-- Task inputs --
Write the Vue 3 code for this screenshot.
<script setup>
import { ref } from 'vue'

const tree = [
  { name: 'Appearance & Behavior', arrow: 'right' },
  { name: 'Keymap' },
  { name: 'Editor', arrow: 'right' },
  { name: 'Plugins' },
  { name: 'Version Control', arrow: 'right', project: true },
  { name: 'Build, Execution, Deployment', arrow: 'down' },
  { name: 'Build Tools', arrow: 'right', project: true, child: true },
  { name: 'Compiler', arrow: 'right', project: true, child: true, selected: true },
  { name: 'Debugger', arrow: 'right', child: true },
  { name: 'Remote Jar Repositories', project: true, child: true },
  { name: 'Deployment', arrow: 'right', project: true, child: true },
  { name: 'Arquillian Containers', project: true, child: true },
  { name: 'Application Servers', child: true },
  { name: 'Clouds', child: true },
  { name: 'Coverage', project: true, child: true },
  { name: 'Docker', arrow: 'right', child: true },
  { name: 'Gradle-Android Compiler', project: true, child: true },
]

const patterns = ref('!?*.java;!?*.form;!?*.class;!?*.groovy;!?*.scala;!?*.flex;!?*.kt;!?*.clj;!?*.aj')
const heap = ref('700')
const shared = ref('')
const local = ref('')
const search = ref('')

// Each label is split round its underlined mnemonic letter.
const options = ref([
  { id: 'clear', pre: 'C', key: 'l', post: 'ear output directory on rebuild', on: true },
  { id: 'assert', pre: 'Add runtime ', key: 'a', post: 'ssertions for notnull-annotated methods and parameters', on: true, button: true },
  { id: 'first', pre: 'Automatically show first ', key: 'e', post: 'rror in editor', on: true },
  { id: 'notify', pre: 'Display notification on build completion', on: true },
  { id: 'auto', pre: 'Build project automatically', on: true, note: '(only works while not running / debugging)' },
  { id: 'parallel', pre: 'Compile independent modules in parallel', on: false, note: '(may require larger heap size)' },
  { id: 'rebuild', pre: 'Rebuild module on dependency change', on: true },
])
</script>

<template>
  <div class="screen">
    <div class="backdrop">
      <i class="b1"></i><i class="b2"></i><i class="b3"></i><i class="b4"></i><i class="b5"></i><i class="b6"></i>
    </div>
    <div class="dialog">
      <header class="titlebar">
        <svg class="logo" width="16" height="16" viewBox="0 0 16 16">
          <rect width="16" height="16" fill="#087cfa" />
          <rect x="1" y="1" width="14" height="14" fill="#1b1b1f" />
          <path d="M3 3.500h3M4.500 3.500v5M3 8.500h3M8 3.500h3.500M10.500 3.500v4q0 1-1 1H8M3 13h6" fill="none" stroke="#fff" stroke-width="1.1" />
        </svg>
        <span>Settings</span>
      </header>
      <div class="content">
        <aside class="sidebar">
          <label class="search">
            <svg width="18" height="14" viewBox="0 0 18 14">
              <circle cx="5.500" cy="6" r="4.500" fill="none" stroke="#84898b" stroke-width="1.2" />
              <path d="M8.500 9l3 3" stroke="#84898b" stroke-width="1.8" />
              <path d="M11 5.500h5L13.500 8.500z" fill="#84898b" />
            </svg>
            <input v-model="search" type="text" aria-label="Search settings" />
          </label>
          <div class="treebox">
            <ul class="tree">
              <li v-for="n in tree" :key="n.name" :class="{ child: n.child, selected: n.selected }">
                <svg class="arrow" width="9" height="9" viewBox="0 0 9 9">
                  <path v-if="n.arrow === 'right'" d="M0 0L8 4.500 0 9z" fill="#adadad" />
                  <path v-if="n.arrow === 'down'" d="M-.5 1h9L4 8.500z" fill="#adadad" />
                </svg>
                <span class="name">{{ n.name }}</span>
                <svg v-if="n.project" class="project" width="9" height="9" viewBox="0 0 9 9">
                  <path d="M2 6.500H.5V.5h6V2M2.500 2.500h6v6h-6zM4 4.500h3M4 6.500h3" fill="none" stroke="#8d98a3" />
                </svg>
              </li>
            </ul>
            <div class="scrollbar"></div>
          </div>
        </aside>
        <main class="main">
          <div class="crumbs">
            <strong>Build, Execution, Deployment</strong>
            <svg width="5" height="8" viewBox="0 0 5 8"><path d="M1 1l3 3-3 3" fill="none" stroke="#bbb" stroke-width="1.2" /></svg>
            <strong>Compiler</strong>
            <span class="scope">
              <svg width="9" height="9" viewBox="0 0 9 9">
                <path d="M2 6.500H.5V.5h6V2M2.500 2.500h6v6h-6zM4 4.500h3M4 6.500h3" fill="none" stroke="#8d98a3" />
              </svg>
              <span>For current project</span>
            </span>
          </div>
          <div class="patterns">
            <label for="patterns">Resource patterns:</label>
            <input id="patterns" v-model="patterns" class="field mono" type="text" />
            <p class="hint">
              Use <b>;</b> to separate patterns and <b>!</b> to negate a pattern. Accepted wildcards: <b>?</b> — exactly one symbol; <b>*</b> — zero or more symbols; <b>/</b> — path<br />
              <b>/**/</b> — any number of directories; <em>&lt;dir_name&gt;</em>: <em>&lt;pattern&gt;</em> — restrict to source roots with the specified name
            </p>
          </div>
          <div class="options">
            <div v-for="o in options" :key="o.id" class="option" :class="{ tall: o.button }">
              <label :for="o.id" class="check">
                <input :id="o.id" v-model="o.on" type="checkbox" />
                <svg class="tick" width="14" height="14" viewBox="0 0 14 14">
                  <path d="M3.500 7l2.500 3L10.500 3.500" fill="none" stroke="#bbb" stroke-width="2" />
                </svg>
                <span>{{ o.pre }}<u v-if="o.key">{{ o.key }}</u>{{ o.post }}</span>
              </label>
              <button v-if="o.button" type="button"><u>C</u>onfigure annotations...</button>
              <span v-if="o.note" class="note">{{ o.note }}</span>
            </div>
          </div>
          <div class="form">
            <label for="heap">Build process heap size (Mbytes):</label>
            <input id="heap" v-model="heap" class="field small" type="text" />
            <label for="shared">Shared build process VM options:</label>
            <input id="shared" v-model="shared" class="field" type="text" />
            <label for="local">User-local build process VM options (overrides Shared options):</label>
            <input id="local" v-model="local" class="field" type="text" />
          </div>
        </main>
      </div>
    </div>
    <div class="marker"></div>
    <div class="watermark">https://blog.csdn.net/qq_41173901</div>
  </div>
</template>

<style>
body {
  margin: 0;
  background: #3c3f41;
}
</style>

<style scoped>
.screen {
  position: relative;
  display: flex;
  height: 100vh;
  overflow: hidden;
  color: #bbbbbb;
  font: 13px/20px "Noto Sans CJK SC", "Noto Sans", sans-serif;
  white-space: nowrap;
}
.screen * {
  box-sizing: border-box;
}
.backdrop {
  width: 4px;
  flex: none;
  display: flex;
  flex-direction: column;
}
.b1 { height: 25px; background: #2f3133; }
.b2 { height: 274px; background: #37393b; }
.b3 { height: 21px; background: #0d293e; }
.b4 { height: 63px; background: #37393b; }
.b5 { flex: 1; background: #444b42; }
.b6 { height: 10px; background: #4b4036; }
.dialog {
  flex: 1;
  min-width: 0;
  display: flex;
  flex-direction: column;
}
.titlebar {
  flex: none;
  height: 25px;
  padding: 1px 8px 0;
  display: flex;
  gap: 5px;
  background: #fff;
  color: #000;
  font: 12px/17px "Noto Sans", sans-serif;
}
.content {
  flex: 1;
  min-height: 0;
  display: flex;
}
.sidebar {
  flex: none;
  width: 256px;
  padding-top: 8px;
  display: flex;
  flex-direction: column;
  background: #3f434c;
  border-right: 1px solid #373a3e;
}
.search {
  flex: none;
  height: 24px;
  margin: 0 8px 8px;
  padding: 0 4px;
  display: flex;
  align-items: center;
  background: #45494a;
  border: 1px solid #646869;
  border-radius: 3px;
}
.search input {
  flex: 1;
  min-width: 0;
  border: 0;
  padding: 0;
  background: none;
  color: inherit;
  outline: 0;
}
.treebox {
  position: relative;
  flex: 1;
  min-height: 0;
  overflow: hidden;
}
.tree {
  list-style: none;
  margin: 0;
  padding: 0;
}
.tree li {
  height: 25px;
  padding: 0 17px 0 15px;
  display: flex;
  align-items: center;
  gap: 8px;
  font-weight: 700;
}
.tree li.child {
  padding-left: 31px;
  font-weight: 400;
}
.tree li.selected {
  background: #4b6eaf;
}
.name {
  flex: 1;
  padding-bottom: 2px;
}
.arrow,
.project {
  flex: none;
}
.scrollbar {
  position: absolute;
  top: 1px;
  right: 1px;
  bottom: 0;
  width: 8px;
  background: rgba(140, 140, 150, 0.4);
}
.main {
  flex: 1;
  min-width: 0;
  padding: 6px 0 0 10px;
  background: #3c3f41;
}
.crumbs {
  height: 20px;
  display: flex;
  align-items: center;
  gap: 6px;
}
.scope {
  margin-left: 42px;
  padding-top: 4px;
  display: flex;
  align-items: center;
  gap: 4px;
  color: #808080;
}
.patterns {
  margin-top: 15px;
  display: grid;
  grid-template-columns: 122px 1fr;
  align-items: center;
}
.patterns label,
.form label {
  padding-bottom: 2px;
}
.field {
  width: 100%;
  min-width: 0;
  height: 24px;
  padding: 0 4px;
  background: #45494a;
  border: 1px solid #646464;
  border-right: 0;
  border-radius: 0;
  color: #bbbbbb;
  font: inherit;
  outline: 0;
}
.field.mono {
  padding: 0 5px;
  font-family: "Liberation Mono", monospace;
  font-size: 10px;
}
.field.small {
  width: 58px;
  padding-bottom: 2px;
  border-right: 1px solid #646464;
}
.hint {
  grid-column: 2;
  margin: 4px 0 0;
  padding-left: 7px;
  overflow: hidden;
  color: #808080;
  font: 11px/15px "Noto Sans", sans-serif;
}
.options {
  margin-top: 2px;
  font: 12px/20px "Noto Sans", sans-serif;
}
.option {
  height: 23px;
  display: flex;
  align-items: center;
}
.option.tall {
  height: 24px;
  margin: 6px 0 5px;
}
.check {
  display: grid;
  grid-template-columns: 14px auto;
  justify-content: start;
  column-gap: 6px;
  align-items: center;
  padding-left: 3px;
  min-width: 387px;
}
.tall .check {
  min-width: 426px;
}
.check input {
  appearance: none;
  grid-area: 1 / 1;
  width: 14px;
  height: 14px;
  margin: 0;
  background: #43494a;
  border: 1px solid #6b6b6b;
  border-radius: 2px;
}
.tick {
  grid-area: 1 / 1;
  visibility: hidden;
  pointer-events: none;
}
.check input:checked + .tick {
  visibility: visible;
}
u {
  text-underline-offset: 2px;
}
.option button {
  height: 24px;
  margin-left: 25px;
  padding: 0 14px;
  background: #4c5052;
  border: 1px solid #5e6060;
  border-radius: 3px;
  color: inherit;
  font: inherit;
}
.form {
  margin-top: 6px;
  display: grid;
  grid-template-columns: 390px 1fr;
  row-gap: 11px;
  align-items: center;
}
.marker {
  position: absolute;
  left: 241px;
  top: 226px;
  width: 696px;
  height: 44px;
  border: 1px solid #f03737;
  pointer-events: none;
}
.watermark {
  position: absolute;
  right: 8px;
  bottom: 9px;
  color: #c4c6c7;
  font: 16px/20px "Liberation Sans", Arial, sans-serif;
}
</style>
--
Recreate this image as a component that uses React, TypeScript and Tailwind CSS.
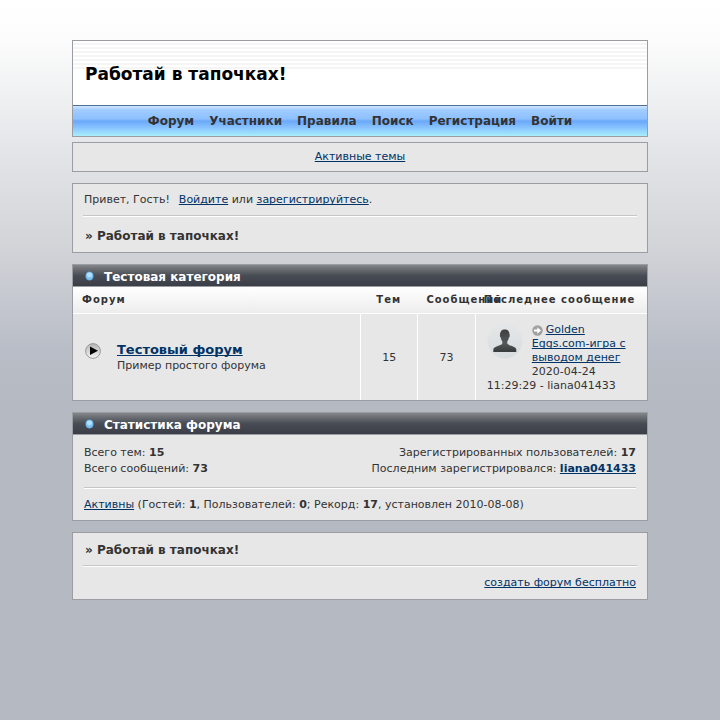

-- Written request --
Where a line of the entries contains the word "this", copy that line.

-- Reply to the exercise --
Write the Vue 3 code for this screenshot.
Recreate this image as a component that uses React, TypeScript and Tailwind CSS.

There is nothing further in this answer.